**PROBLEM TO WORK ON**
Copy each line below that includes "Write".

(Interface markup and scripts)
— START —

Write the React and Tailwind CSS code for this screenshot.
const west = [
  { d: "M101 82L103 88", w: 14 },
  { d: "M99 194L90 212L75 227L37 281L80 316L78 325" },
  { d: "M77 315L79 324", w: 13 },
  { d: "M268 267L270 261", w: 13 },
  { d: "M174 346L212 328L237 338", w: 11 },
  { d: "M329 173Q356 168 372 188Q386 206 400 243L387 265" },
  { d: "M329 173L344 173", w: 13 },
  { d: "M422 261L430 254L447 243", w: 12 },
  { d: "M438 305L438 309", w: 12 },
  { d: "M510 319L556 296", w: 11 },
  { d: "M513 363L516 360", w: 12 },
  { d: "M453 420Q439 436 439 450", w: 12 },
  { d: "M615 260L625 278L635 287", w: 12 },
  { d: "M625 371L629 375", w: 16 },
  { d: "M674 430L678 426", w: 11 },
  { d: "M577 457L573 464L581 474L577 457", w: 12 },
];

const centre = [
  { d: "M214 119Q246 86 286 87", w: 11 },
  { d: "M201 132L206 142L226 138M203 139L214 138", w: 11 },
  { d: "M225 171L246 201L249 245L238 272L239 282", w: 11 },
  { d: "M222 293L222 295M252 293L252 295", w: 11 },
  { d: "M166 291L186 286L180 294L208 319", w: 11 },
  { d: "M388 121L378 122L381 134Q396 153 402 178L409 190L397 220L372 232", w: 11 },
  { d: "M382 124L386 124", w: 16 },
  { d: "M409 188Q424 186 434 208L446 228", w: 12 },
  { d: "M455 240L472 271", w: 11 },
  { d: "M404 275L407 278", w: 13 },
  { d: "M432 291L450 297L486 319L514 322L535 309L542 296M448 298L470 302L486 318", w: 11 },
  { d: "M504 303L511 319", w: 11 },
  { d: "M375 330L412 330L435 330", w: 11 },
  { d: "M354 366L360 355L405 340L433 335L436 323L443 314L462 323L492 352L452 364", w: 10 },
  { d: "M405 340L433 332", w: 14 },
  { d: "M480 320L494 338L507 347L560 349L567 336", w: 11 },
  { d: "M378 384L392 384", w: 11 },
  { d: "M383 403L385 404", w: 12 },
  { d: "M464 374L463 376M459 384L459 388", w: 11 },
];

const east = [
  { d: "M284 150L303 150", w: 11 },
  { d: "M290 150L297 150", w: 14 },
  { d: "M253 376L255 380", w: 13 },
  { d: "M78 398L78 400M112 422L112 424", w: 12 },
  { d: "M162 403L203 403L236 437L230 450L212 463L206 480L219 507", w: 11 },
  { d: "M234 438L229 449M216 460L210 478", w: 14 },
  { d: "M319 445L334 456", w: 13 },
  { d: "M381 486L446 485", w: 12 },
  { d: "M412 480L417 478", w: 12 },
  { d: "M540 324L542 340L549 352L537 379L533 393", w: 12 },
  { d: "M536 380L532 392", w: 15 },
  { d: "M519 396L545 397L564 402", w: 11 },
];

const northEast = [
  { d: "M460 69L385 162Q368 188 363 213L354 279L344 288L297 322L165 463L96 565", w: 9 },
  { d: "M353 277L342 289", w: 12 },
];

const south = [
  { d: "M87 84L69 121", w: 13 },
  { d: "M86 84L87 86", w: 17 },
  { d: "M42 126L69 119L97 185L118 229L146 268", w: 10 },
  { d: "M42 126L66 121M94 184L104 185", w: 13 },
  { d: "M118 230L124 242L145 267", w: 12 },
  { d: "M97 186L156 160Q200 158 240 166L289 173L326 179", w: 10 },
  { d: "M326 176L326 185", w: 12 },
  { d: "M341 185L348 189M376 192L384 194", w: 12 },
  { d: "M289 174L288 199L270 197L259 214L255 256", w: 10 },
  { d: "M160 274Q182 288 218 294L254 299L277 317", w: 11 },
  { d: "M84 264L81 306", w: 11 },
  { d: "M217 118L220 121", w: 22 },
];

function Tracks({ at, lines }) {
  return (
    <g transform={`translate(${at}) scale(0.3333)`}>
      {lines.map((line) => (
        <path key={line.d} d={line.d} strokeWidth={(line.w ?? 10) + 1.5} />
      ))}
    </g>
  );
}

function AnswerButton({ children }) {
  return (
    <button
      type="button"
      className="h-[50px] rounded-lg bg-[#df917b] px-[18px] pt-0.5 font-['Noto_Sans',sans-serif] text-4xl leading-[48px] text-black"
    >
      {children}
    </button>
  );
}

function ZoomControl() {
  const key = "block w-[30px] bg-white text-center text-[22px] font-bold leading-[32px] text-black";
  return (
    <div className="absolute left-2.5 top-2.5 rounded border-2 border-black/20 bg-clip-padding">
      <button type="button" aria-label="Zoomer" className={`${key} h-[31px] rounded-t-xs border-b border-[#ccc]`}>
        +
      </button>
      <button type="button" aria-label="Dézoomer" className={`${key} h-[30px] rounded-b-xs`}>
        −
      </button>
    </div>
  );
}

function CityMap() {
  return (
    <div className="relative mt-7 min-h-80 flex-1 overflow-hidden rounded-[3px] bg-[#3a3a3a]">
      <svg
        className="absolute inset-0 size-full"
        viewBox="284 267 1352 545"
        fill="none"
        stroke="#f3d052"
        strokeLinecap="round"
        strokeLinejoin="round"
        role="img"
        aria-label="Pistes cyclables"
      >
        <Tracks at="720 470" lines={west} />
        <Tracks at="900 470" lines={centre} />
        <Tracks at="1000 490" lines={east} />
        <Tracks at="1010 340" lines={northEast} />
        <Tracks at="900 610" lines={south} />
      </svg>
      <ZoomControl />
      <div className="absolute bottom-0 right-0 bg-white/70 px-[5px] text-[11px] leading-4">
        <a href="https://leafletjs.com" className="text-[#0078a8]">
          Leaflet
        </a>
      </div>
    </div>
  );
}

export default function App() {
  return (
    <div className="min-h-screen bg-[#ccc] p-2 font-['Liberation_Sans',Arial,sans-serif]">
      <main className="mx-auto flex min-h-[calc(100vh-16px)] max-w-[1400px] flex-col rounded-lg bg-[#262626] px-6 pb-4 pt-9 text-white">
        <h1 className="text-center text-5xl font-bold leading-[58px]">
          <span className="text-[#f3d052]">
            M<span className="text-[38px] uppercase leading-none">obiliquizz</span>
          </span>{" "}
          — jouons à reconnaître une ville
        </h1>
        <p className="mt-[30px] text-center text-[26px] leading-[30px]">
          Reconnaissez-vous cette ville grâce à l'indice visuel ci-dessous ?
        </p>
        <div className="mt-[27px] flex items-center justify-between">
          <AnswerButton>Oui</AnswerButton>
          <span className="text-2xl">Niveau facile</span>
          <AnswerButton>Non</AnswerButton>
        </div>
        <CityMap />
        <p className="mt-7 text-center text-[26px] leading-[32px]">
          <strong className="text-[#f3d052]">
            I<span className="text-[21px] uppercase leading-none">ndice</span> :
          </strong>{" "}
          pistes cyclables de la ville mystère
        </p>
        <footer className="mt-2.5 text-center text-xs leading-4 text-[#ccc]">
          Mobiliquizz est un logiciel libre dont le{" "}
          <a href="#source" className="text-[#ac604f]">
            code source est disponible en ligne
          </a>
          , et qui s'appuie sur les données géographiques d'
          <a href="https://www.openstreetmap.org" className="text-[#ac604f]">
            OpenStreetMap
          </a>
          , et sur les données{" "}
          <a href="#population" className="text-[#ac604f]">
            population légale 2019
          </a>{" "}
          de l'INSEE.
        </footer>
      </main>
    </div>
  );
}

— END —
— START —

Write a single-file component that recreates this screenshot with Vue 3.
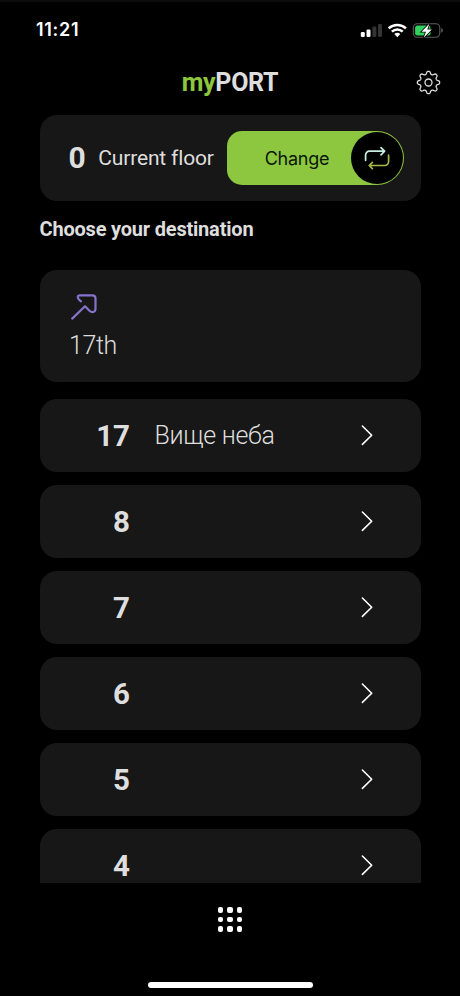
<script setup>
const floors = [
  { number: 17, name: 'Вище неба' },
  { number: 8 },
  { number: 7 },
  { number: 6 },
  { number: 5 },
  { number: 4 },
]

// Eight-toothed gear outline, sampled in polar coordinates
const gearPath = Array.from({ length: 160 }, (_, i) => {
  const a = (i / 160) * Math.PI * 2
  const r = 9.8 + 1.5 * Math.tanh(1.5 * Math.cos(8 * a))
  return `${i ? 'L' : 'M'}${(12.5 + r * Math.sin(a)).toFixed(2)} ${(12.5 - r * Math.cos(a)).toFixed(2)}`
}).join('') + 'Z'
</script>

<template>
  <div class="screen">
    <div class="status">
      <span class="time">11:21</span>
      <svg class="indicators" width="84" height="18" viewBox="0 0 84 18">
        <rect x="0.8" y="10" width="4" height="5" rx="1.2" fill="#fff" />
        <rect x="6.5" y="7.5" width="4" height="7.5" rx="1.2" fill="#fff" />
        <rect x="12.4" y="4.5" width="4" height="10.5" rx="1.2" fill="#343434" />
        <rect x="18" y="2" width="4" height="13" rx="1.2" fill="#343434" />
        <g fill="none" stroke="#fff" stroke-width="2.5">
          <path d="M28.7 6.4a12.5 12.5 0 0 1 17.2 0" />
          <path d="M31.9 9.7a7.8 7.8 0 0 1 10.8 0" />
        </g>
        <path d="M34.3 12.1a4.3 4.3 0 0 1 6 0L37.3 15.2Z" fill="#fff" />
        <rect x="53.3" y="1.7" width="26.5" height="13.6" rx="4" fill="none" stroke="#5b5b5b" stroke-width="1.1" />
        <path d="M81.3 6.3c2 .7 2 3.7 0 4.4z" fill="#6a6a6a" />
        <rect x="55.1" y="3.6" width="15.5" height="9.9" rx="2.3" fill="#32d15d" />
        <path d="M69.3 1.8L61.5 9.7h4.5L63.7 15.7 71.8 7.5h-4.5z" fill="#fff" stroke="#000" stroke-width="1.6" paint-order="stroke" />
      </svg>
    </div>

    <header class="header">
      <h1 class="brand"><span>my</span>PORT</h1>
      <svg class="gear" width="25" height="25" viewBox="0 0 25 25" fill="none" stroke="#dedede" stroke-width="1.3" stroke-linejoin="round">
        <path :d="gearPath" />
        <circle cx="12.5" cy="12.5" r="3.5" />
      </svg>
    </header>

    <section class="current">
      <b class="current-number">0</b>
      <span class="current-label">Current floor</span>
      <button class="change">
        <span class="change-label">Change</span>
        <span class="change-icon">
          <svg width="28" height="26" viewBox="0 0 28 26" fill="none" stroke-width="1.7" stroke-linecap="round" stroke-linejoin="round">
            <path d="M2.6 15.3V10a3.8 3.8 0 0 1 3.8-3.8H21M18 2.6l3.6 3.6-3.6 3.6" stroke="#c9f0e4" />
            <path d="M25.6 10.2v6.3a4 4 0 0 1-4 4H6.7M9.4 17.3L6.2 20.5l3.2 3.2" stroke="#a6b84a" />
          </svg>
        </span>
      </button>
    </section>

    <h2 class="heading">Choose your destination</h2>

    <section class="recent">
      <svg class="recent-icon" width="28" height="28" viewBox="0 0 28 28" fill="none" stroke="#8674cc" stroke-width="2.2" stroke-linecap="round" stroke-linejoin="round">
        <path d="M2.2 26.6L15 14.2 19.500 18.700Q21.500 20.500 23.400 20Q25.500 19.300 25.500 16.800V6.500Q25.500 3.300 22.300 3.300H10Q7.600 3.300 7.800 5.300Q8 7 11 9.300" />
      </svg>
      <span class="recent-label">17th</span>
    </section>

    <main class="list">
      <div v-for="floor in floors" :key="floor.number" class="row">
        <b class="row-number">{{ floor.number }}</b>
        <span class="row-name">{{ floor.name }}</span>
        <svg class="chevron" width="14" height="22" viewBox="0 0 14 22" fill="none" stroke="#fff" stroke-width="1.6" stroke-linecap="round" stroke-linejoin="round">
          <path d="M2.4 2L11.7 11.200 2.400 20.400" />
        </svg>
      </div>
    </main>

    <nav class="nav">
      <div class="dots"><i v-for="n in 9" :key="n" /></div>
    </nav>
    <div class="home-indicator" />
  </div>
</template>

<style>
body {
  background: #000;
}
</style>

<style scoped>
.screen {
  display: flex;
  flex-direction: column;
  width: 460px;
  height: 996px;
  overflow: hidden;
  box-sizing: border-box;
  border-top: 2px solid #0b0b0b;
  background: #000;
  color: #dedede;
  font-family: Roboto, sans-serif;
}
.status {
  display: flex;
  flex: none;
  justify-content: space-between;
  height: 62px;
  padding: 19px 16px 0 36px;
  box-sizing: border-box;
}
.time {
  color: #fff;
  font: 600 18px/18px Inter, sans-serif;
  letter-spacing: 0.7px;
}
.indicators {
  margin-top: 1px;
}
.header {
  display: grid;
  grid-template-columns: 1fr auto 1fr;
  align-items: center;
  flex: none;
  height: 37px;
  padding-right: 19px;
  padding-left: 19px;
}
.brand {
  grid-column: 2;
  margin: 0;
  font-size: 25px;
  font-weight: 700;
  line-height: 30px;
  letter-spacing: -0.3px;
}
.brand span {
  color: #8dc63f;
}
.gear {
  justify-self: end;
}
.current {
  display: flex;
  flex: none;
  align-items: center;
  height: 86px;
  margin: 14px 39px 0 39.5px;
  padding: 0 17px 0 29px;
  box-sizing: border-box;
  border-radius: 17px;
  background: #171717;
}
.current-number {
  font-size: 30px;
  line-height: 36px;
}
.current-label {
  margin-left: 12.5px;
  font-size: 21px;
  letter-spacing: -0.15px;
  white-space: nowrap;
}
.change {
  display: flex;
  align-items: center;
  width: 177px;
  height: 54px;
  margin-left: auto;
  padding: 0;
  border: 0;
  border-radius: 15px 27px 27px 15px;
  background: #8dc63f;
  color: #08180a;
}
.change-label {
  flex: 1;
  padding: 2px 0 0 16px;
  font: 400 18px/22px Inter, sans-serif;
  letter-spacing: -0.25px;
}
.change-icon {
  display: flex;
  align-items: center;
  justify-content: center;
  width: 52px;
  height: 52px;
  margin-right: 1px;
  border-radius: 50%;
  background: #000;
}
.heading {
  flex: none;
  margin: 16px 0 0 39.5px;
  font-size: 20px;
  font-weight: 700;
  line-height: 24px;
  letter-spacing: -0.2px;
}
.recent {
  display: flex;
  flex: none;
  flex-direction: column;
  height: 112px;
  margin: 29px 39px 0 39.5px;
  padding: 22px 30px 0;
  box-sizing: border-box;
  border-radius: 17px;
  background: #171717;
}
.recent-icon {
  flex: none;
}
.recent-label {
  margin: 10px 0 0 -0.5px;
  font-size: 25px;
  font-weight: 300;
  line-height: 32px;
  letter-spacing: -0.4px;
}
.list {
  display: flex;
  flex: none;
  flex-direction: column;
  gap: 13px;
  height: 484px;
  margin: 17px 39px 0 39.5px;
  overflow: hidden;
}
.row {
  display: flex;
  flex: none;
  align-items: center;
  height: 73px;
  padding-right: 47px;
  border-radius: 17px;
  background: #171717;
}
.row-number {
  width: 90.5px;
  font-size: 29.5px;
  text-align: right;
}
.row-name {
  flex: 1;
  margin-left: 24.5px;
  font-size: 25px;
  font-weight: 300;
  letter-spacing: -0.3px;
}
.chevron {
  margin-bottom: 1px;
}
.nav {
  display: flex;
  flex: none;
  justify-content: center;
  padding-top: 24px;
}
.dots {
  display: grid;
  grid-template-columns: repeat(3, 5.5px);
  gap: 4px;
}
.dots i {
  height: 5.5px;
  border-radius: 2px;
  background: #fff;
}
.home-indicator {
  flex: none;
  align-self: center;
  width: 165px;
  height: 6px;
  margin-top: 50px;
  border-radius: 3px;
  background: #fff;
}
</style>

— END —

**ANSWER FOR THE TASK**
Write the React and Tailwind CSS code for this screenshot.
Write a single-file component that recreates this screenshot with Vue 3.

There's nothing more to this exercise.